By this stage, there was no love lost between Jones and Reutemann, and at no stage was Jones likely to help the Argentine’s title bid. The Australian took the lead at the start and led all the way to win his final race before his first retirement. Reutemann, though, on one of his moody off-days, lost his 4th gear early, encountered oversteer, and fell all the way to 8th. Piquet, despite all his exhaustion, claimed two points for 5th and pipped Reutemann to the title by one solitary point.

In 1982, the teams arrived in Las Vegas with Williams’ Keke Rosberg on 42 points and McLaren’s John Watson on 35. Ferrari’s Didier Pironi had 39, but he had been seriously injured in Germany. The Renaults of Rene Arnoux and Alain Prost claimed the front row and led early, but Arnoux retired and Prost fell back with a nasty vibration. The win was snapped up by Michele Alboreto in the non-turbo Tyrrell, who previously had only managed a podium place at Imola along with other minor point-scoring positions.

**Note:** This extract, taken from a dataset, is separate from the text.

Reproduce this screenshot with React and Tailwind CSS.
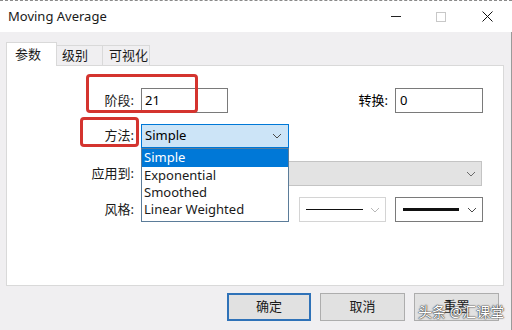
import React from "react";

const cn = "font-['Segoe_UI','Noto_Sans','Noto_Sans_CJK_SC',sans-serif]";

const Chevron = ({ color = "#606060" }) => (
    <svg width="10" height="6" viewBox="0 0 10 6" className="shrink-0">
        <path d="M1 1 L5 5 L9 1" fill="none" stroke={color} strokeWidth="1" />
    </svg>
);

const Label = ({ children }) => (
    <div className="w-[128px] shrink-0 pr-[1px] text-right text-[13px] text-[#1a1a1a]">{children}</div>
);

const App = () => {
    return (
        <div className={`relative h-[330px] w-[512px] overflow-hidden bg-[#f0eff1] ${cn}`}>
            {/* title bar */}
            <div className="flex h-[32px] items-center border-t border-dashed border-[#8a8a8a] bg-white pl-[8px]">
                <span className="text-[13px] text-[#1a1a1a]">Moving Average</span>
                <div className="ml-auto flex items-center">
                    <div className="h-[1px] w-[10px] bg-[#222]" />
                    <div className="ml-[35px] h-[10px] w-[10px] border border-[#c8c8c8]" />
                    <svg width="11" height="11" viewBox="0 0 11 11" className="ml-[36px] mr-[19px]">
                        <path d="M0.5 0.5 L10.5 10.5 M10.5 0.5 L0.5 10.5" stroke="#111" strokeWidth="1" />
                    </svg>
                </div>
            </div>

            {/* body */}
            <div className="flex h-[298px] border-r border-[#9a9a9a] pl-[6px] pr-[7px]">
                <div className="flex flex-1 flex-col pt-[10px]">
                    {/* tabs */}
                    <div className="flex h-[23px] items-end text-[13px] text-[#1a1a1a]">
                        <div className="relative z-10 -mb-[1px] flex h-[24px] w-[51px] items-center border border-b-0 border-[#d9d9d9] bg-white pl-[8px]">
                            参数
                        </div>
                        <div className="flex h-[20px] w-[46px] items-center border-t border-r border-[#d9d9d9] bg-[#f0eff1] pl-[5px]">
                            级别
                        </div>
                        <div className="flex h-[20px] w-[47px] items-center border-t border-r border-[#d9d9d9] bg-[#f0eff1] pl-[6px]">
                            可视化
                        </div>
                    </div>

                    {/* panel */}
                    <div className="h-[221px] border border-[#d9d9d9] bg-white pt-[22px]">
                        <div className="flex h-[25px] items-center">
                            <Label>阶段:</Label>
                            <div className="ml-[6px] flex h-[25px] w-[87px] items-center border border-[#7a7a7a] pl-[3px] text-[13px]">21</div>
                            <div className="ml-[128px] w-[32px] text-right text-[13px]">转换:</div>
                            <div className="ml-[7px] flex h-[25px] w-[88px] items-center border border-[#7a7a7a] pl-[4px] text-[13px]">0</div>
                        </div>

                        <div className="mt-[11px] flex h-[24px] items-center">
                            <Label>方法:</Label>
                            <div className="ml-[6px] flex h-[24px] w-[148px] items-center justify-between border border-[#0078d7] bg-[#cce4f7] pl-[3px] pr-[6px] text-[13px]">
                                <span>Simple</span>
                                <Chevron color="#4a4a4a" />
                            </div>
                        </div>

                        <div className="mt-[13px] flex h-[25px] items-center">
                            <Label>应用到:</Label>
                            <div className="ml-[6px] flex h-[25px] w-[341px] items-center justify-end border border-[#c4c4c4] bg-[#e3e3e3] pr-[5px]">
                                <Chevron color="#6a6a6a" />
                            </div>
                        </div>

                        <div className="mt-[11px] flex h-[25px] items-center">
                            <Label>风格:</Label>
                            <div className="ml-[6px] h-[25px] w-[148px] border border-[#7a7a7a]" />
                            <div className="ml-[10px] flex h-[25px] w-[87px] items-center border border-[#d4d4d4] pl-[6px] pr-[5px]">
                                <div className="h-[1px] w-[57px] bg-[#111]" />
                                <div className="ml-auto"><Chevron color="#b8b8b8" /></div>
                            </div>
                            <div className="ml-[9px] flex h-[25px] w-[88px] items-center border border-[#7a7a7a] pl-[7px] pr-[5px]">
                                <div className="h-[3px] w-[56px] bg-[#111]" />
                                <div className="ml-auto"><Chevron color="#4a4a4a" /></div>
                            </div>
                        </div>
                    </div>

                    {/* buttons */}
                    <div className="mt-[7px] flex gap-[9px] pl-[221px] text-[13px] text-[#1a1a1a]">
                        <div className="flex h-[28px] w-[84px] items-center justify-center border-2 border-[#2f72b8] bg-[#e1e1e1]">确定</div>
                        <div className="flex h-[28px] w-[85px] items-center justify-center border border-[#adadad] bg-[#e1e1e1]">取消</div>
                        <div className="flex h-[28px] w-[85px] items-center justify-center border border-[#adadad] bg-[#e1e1e1]">重置</div>
                    </div>
                </div>
            </div>

            {/* open dropdown list */}
            <div className="absolute left-[141px] top-[148px] w-[148px] border border-[#5b7c99] bg-white pb-[3px] text-[13px] leading-[17px] text-[#1a1a1a]">
                <div className="h-[18px] bg-[#0078d7] pl-[2px] text-white">Simple</div>
                <div className="h-[17px] pl-[2px]">Exponential</div>
                <div className="h-[17px] pl-[2px]">Smoothed</div>
                <div className="h-[17px] pl-[2px]">Linear Weighted</div>
            </div>

            {/* red markers */}
            <div className="absolute left-[86px] top-[74px] h-[39px] w-[112px] rounded-[4px] border-[3px] border-[#d4342f]" />
            <div className="absolute left-[80px] top-[117px] h-[30px] w-[59px] rounded-[4px] border-[3px] border-[#d4342f]" />

            {/* watermark */}
            <div className="absolute left-[418px] top-[303px] whitespace-nowrap text-[14px] leading-[18px] text-white [text-shadow:0_0_1px_#333,0_0_1px_#333,0_0_2px_#555]">
                头条 @汇课堂
            </div>
        </div>
    );
};

export default App;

Watson was as low as 12th early, but charged back up to 2nd, although it was to no avail. Rosberg claimed 5th place which sealed the championship. The race was also notable for being the last race for the great Mario Andretti, and also for another American, Eddie Cheever, claiming 3rd in the Matra turbo-powered Ligier.

That was the last F1 action on the track in the Las Vegas car park.

After two years, the Formula 1 fraternity had had enough, even though the event as a whole had probably exceeded the low expectations. The location was abandoned and left for CART to use. In the 1990s, there was a second attempt to host a Grand Prix in Las Vegas, but the casinos could not agree to where the new track should be built. Eventually, when plans were laid for a permanent track south of the casino strip, the United States GP found a new home at Indianapolis, and the notion of the Las Vegas Grand Prix being revived was quietly shelved for a number of years.

Following Liberty Media’s overhaul of Formula 1, Las Vegas was fleetingly linked with a return to the calendar, apparently backed by investment from China. Pitched as a night race, the sun appeared to set once again on a potential return to the City of Lights.